**THE RECORDS**
=-=-=-=-=

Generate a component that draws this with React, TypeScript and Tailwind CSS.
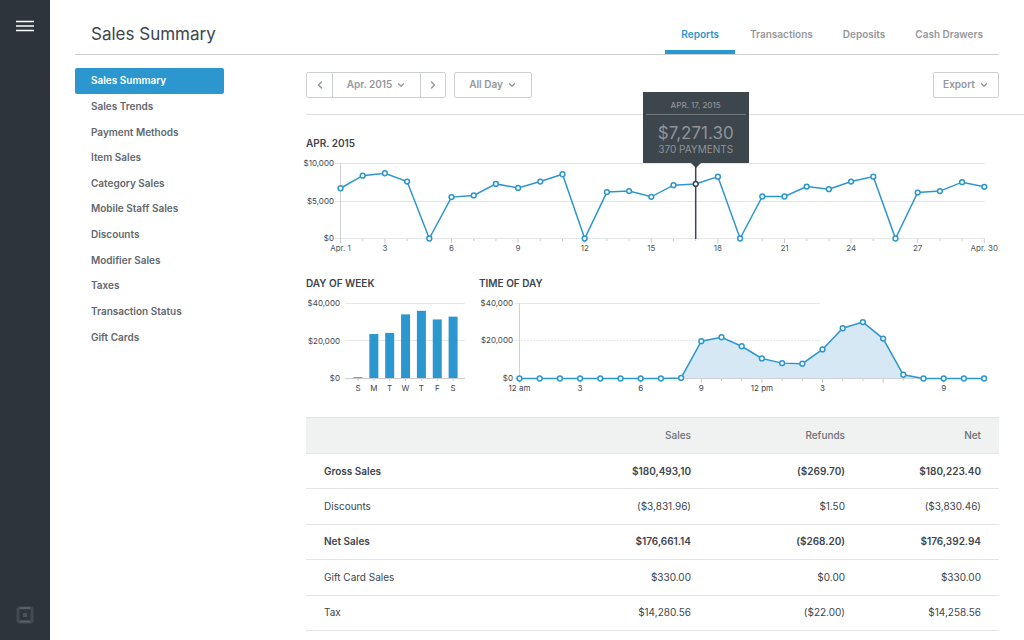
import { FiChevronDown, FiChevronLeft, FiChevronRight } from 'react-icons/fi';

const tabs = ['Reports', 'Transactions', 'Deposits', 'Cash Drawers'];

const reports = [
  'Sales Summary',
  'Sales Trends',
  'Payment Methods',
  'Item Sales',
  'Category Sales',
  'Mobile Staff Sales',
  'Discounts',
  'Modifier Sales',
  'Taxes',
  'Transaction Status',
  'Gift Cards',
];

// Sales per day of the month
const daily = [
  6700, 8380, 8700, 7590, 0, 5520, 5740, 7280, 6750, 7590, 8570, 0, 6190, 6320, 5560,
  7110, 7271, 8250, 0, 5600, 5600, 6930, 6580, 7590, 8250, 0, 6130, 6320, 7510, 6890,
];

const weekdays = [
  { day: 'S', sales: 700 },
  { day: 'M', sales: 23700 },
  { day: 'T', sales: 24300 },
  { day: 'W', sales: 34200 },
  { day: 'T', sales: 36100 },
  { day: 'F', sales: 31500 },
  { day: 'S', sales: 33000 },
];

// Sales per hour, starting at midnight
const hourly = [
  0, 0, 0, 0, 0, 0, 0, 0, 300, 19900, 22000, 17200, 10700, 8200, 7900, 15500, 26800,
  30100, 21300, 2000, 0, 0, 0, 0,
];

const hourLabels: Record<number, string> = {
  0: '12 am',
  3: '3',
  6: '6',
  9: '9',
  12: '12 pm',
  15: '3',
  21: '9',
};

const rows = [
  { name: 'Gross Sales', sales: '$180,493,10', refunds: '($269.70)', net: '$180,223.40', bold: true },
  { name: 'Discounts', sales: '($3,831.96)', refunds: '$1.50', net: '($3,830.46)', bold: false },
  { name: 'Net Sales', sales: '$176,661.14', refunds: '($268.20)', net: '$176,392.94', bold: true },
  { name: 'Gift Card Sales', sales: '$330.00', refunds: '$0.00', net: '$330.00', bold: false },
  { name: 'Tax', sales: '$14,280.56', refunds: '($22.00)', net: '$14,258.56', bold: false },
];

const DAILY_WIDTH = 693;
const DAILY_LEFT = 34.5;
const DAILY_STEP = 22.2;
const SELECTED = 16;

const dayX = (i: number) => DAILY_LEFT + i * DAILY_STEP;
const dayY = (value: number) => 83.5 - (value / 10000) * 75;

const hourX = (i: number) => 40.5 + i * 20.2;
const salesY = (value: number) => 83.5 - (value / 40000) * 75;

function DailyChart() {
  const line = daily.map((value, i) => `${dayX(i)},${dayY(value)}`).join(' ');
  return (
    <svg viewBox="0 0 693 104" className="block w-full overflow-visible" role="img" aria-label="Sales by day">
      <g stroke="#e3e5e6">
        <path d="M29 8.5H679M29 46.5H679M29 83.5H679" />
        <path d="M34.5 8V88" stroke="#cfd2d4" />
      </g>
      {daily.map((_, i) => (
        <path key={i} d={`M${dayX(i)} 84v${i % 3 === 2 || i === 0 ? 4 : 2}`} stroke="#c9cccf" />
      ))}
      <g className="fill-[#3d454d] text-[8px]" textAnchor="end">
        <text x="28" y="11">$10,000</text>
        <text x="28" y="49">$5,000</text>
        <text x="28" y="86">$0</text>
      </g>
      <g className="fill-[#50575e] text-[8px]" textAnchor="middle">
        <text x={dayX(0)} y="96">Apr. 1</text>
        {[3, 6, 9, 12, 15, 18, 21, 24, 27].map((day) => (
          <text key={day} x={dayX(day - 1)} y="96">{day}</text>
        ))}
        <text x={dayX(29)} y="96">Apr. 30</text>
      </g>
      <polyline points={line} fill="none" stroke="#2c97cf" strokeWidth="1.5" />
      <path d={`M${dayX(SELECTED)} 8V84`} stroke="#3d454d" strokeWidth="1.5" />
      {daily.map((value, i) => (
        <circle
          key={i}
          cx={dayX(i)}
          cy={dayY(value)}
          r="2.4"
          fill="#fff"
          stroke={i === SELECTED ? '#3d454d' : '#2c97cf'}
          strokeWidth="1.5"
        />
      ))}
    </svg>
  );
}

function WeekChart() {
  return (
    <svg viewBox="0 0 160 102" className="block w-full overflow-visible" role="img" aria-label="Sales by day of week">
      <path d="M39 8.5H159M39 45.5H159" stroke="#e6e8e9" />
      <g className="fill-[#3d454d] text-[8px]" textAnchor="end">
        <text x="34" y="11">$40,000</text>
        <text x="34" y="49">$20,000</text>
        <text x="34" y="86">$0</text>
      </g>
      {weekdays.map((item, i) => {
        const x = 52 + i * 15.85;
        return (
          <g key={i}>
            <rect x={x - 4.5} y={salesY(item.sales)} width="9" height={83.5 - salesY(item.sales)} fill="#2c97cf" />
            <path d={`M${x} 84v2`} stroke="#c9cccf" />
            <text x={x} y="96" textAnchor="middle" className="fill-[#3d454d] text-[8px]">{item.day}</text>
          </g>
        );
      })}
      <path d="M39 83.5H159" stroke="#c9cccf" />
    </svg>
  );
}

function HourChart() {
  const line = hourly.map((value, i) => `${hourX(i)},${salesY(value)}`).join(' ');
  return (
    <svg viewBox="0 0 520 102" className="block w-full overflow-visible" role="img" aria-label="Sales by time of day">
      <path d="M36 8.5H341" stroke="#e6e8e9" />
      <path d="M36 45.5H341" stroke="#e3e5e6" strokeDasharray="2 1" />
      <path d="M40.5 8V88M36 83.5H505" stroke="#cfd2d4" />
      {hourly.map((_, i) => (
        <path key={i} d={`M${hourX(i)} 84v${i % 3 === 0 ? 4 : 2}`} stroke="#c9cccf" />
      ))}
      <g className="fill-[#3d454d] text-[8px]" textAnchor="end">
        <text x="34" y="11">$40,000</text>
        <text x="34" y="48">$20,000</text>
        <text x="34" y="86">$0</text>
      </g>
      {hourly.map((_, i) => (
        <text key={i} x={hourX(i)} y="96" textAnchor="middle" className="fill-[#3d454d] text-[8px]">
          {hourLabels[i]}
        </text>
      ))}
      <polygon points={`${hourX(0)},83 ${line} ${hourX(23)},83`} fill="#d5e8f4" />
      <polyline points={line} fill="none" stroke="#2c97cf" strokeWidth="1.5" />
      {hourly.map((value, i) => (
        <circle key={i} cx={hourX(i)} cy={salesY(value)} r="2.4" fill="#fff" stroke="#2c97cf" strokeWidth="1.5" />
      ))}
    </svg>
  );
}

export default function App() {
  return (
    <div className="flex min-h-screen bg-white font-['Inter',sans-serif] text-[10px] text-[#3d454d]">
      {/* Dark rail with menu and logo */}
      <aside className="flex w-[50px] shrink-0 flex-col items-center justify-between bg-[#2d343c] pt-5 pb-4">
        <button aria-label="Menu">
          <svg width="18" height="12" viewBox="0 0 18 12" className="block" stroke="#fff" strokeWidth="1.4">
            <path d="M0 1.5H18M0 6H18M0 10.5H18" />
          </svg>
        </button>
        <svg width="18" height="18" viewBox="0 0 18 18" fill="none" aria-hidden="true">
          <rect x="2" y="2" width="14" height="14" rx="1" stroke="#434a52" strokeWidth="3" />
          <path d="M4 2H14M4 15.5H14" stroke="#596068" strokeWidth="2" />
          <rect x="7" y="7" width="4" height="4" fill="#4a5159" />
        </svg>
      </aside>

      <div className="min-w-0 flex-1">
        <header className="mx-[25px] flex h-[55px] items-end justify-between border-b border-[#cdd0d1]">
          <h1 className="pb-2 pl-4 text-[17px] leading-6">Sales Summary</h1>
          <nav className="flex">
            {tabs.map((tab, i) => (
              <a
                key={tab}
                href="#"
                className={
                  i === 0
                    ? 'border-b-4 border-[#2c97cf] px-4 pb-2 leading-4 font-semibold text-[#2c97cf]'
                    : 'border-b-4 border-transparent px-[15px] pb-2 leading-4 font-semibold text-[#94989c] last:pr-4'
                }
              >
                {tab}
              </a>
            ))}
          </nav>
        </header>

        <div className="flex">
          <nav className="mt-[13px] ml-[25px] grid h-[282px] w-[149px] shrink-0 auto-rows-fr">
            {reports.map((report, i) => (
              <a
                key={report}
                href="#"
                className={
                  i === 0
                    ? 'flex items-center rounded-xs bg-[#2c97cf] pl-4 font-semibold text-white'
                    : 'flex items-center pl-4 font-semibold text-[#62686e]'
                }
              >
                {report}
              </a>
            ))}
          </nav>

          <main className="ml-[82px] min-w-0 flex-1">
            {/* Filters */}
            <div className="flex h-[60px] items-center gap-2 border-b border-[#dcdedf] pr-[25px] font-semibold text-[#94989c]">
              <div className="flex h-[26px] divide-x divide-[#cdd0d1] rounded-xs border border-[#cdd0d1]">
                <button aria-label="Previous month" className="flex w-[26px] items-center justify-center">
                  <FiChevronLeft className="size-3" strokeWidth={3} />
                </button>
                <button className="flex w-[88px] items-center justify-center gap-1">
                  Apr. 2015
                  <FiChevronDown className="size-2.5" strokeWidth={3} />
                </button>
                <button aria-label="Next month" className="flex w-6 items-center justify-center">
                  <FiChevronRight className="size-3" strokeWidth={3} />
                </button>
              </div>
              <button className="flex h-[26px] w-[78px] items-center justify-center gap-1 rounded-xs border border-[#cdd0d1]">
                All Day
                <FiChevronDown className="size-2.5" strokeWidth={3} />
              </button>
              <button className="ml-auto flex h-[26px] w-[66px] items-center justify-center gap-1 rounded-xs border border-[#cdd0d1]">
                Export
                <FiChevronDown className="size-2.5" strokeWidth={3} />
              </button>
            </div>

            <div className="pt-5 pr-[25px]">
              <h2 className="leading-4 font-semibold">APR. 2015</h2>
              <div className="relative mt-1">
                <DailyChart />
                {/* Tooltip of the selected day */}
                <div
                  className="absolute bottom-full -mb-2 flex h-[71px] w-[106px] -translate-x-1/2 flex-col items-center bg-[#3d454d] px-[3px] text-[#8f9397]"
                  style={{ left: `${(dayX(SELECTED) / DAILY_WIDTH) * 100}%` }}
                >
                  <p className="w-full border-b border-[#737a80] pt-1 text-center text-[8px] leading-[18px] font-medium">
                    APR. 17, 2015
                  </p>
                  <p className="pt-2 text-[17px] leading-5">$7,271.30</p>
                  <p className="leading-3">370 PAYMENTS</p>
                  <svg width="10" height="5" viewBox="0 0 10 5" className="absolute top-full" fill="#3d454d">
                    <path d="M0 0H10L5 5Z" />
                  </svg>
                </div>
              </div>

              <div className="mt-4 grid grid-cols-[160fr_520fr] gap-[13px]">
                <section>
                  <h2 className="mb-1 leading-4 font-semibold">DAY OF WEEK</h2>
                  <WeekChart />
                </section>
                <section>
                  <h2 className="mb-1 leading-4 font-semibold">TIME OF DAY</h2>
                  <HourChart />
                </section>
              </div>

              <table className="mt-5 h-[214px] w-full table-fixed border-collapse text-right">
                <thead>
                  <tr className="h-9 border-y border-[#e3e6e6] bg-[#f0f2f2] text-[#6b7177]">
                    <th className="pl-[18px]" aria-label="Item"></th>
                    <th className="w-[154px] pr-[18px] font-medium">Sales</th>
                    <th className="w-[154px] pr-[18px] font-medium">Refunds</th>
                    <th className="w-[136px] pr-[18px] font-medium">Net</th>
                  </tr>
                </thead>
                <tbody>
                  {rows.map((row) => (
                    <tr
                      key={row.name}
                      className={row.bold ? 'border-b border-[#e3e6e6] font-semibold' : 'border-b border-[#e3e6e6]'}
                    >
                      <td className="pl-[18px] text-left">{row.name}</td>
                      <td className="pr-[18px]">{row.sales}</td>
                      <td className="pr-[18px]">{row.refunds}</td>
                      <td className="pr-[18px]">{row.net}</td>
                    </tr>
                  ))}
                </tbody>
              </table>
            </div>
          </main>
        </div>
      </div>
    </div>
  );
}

=-=-=-=-=

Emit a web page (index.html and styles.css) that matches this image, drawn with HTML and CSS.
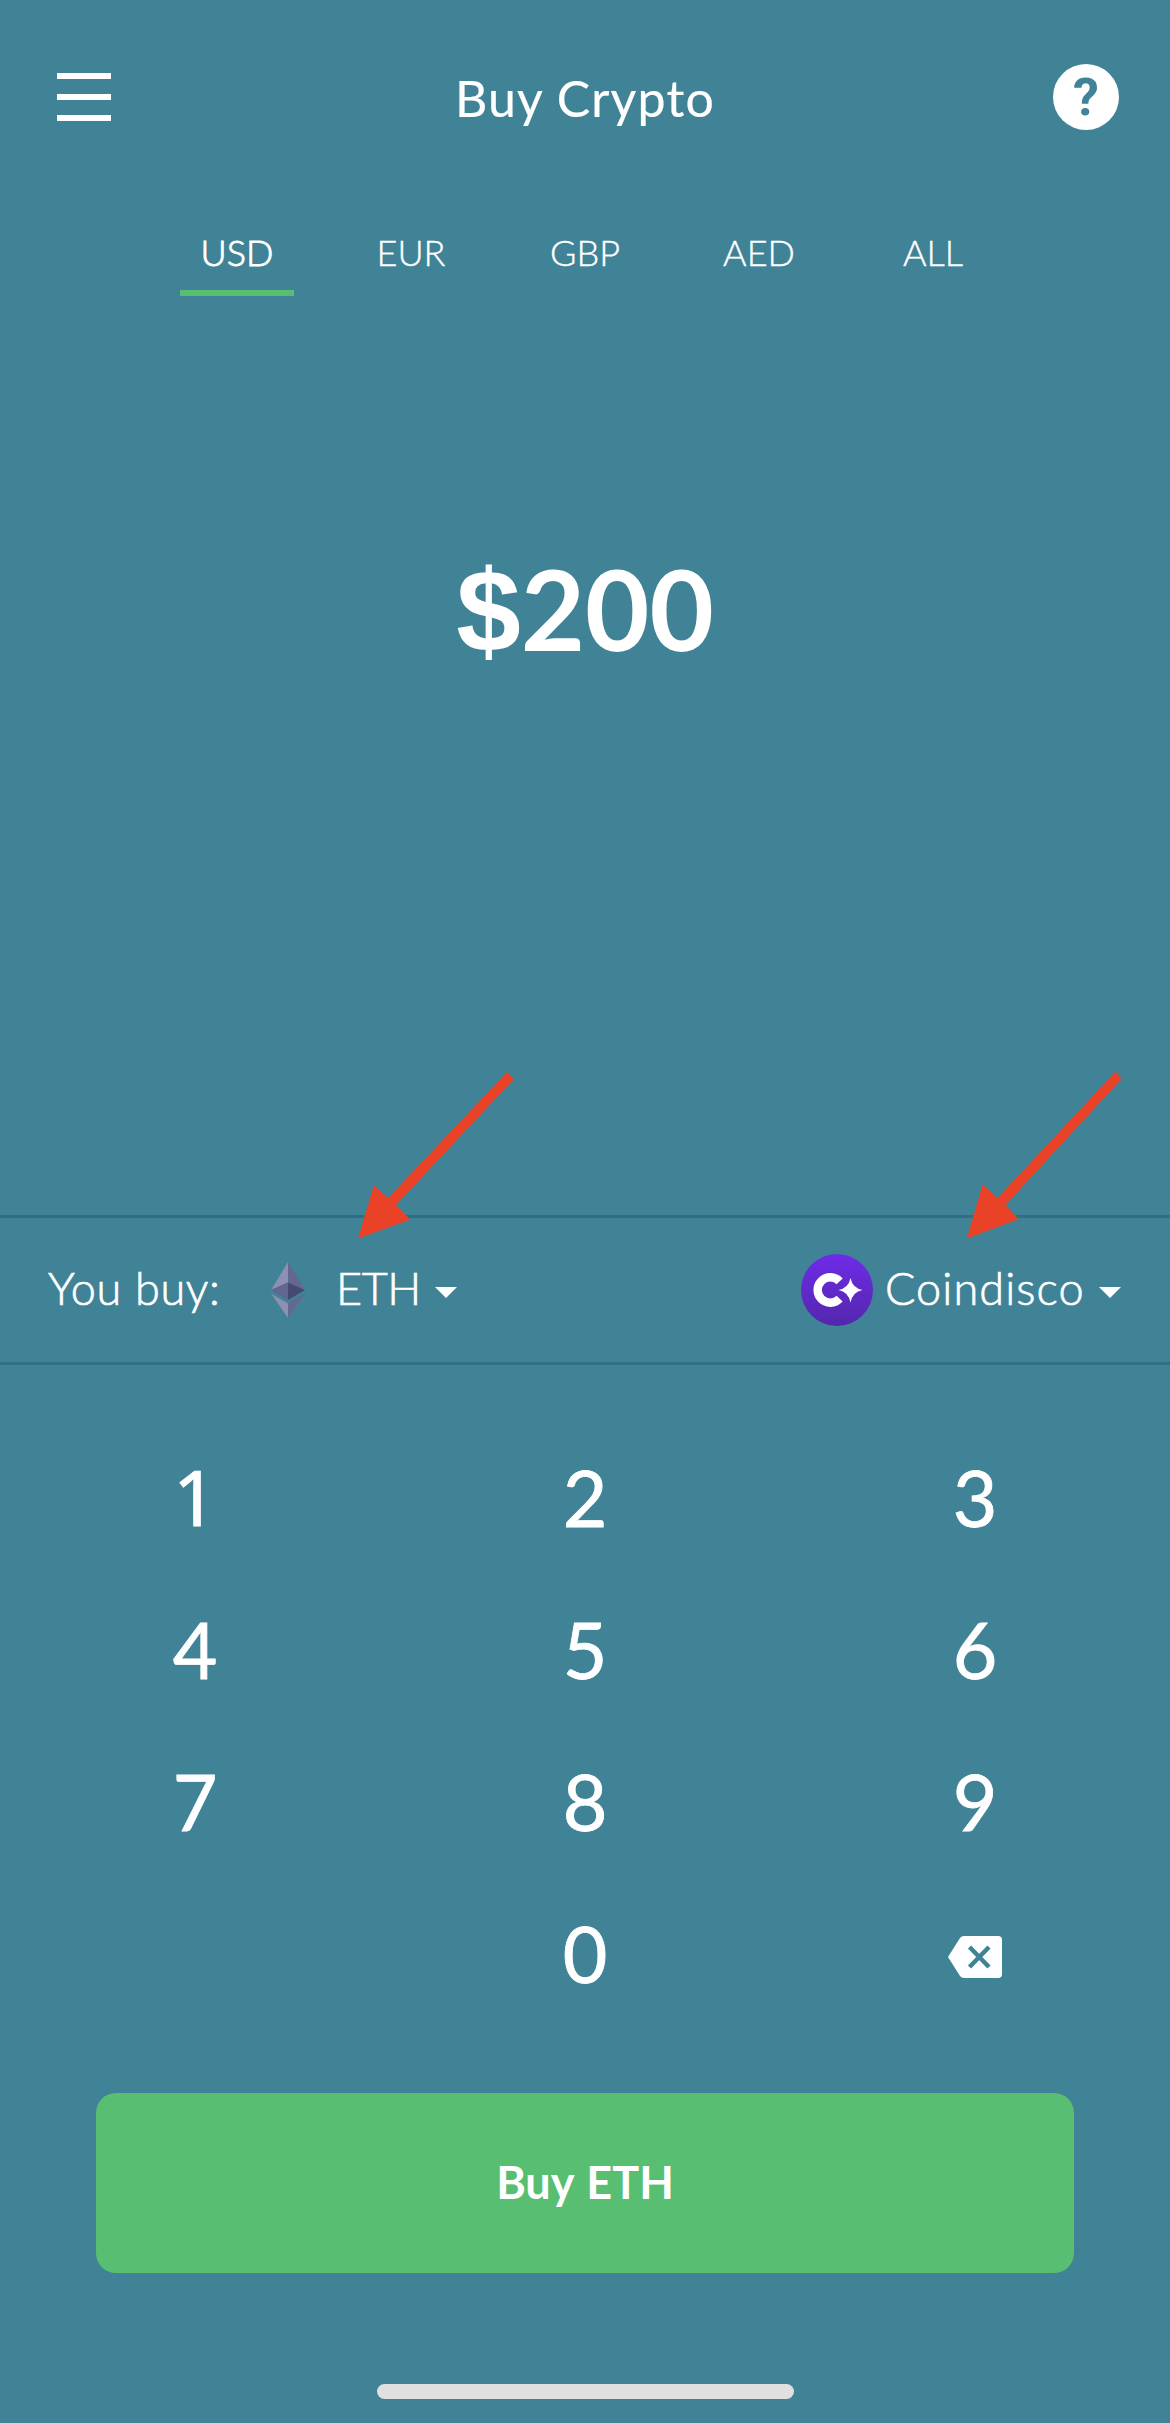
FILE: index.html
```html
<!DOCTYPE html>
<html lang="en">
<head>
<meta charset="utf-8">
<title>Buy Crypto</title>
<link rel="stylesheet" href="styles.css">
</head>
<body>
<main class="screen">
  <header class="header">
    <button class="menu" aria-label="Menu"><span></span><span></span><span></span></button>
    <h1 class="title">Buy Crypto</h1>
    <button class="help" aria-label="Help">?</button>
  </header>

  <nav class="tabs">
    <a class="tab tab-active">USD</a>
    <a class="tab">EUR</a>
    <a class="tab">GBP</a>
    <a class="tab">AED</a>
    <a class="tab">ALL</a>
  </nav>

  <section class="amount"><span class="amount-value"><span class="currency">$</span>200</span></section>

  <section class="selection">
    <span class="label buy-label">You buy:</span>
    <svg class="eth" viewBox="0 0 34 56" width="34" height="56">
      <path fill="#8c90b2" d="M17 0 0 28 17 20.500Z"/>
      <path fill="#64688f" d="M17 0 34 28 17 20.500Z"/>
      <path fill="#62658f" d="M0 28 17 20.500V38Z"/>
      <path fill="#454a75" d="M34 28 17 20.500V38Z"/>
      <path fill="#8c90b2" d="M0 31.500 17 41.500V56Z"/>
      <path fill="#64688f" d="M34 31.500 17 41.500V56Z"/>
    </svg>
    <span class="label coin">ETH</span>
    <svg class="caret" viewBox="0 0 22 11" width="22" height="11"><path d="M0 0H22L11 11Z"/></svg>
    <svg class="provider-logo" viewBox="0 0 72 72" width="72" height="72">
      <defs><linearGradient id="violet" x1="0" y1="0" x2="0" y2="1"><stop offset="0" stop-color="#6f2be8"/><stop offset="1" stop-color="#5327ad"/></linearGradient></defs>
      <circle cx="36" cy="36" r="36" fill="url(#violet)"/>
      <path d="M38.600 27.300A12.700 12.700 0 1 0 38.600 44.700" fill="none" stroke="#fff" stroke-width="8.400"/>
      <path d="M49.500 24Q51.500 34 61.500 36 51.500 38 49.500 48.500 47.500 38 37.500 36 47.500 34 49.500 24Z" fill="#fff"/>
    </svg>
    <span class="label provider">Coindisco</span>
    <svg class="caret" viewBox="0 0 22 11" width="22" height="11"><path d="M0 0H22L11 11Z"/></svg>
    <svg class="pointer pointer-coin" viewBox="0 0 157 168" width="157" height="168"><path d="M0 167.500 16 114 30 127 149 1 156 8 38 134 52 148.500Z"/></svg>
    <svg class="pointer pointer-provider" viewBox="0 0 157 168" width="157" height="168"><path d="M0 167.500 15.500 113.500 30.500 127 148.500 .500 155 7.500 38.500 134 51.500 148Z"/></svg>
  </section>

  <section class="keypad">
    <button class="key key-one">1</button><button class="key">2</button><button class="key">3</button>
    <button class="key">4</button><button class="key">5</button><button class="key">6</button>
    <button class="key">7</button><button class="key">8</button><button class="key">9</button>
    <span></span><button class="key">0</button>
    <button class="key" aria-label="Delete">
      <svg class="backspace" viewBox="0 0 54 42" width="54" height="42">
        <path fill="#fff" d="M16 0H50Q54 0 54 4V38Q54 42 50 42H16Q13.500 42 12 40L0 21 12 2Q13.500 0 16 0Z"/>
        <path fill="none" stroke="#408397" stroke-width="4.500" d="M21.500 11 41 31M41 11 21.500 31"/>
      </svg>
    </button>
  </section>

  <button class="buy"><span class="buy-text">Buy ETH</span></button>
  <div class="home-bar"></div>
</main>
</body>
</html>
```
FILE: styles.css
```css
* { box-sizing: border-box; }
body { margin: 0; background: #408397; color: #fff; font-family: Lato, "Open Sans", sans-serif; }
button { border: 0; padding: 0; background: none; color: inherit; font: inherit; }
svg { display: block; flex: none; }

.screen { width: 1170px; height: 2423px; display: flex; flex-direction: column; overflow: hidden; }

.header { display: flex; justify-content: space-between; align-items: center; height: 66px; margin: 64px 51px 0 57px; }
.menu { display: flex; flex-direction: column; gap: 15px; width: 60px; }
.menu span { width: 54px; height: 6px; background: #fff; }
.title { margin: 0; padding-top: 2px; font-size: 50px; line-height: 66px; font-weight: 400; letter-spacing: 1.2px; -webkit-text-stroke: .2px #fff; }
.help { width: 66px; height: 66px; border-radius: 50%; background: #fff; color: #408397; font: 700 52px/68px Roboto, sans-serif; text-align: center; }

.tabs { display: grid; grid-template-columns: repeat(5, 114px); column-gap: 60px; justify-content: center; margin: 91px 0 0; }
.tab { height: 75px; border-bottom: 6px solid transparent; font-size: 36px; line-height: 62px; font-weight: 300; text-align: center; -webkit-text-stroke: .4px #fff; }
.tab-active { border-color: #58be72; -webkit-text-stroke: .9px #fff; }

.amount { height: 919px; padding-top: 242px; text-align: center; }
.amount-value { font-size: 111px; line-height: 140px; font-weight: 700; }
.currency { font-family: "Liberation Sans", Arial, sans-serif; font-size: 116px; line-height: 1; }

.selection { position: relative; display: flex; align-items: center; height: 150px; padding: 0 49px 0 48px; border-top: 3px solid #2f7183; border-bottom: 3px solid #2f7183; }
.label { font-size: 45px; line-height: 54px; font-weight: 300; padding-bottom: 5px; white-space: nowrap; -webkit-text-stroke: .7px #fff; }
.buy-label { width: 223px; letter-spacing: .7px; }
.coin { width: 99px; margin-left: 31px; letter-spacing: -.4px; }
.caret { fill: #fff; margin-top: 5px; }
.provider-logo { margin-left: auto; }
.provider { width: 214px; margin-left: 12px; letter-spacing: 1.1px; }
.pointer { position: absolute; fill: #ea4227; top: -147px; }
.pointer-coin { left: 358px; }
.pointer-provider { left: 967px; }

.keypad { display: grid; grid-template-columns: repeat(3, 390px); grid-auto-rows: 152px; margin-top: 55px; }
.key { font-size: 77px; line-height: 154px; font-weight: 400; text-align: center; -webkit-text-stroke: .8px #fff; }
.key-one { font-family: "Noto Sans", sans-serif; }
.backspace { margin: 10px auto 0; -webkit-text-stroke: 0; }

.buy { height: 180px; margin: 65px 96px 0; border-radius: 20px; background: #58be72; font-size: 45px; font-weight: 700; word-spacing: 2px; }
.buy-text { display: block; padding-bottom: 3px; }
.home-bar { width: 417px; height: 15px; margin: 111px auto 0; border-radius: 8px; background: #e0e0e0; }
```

=-=-=-=-=

**PROBLEM DESCRIPTION**
Only the lines from the one bearing "Generate a component" to the one bearing "const tabs = ['Reports', 'Transactions', 'Deposits', 'Cash", both included, should be restated word for word, with pictures left out.

**RESULT BELOW**
Generate a component that draws this with React, TypeScript and Tailwind CSS.
import { FiChevronDown, FiChevronLeft, FiChevronRight } from 'react-icons/fi';

const tabs = ['Reports', 'Transactions', 'Deposits', 'Cash Drawers'];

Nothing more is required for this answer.